Cependant, ce principe est atténué par l'article 5 de la convention de Rome qui prévoit que les consommateurs ne peuvent pas être privés des protections particulières que leur accorderait leur législation nationale. La loi française s'applique donc à défaut de choix des parties et à défaut de législation étrangère plus protectrice des intérêts des consommateurs.

La loi applicable en vertu de la convention de Rome détermine également les conditions de forme et de preuve gouvernant le contrat, ces aspects seront vus au point 6.

Aussi bien en vertu de la jurisprudence française qu'en vertu de la convention de Rome, la loi applicable à une entreprise française offrant ses produits ou services sur le Web est la loi française, à défaut de choix d'une loi différente.

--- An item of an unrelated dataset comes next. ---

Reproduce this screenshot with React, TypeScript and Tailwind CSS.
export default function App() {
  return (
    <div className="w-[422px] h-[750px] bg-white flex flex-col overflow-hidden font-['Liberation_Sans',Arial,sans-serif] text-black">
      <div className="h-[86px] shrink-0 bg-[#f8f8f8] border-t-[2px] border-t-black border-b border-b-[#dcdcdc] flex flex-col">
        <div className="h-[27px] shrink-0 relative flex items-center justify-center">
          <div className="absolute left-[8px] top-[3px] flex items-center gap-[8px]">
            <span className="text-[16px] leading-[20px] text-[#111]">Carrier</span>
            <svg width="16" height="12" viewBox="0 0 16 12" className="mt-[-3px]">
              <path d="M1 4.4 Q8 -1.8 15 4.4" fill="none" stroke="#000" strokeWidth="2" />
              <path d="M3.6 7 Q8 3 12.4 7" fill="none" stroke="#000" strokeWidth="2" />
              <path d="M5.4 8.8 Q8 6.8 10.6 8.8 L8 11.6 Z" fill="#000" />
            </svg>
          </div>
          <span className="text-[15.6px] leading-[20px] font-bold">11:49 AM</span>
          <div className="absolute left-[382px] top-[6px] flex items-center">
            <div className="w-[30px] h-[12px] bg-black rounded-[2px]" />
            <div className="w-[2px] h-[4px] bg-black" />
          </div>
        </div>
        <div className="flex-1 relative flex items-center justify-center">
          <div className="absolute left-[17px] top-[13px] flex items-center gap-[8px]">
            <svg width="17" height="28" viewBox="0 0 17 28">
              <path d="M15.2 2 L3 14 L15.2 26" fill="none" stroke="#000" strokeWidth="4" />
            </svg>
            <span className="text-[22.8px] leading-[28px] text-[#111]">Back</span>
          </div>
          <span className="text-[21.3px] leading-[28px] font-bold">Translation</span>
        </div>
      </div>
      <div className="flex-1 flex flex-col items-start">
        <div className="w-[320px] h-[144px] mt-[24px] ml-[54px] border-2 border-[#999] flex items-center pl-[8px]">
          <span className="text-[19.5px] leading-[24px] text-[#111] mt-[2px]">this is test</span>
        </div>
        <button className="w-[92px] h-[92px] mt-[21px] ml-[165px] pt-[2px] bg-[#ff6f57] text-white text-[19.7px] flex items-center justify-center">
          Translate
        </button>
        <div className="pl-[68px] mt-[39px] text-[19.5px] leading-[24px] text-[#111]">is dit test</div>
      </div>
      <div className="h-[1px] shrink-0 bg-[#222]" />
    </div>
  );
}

La détermination d'une loi différente ne peut se faire que de façon très apparente pour le consommateur, c'est-à-dire que l'entreprise devra faire figurer sur son site une mention selon laquelle elle entend se soumettre à une autre loi précisée. Par ailleurs, cette autre loi ne peut pas avoir pour effet de diminuer la protection due aux consommateurs, ni constituer une fraude à la loi ou violer une loi d'ordre public.

Dans la plupart des cas la loi applicable sera donc la loi française.

 

Conclusion

Dans la mesure où les offres de produits ou services sur Internet sont notamment destinés à des consommateurs privés, le droit français de la consommation sera applicable.

D’ores et déjà, on peut constater que si les stratégies que les PMI/PME envisagent de poursuivre en terme de commerce électronique sont assez variées, la plupart doivent considérer qu’une part de production des richesses sera étroitement liée à leur capacité respective d’opérer dans un environnement de commerce électronique.

La première opération de désamorçage ayant été effectuée, dans un prochain article, nous traiterons de la vente à distance.

 

Cabinet Gérard HAAS, Paris


Notes

 

1. Stratégie n°1044 20/2/1998 page 20 " ACTUALITE MULTIMEDIA ".

2. Faites le point sur la réglementation informatique et ses conséquences sur l'Internet.

3. La convention de Rome ne s'applique cependant pas à quelques opérations particulières telles que les testaments ou les contrats de mariage.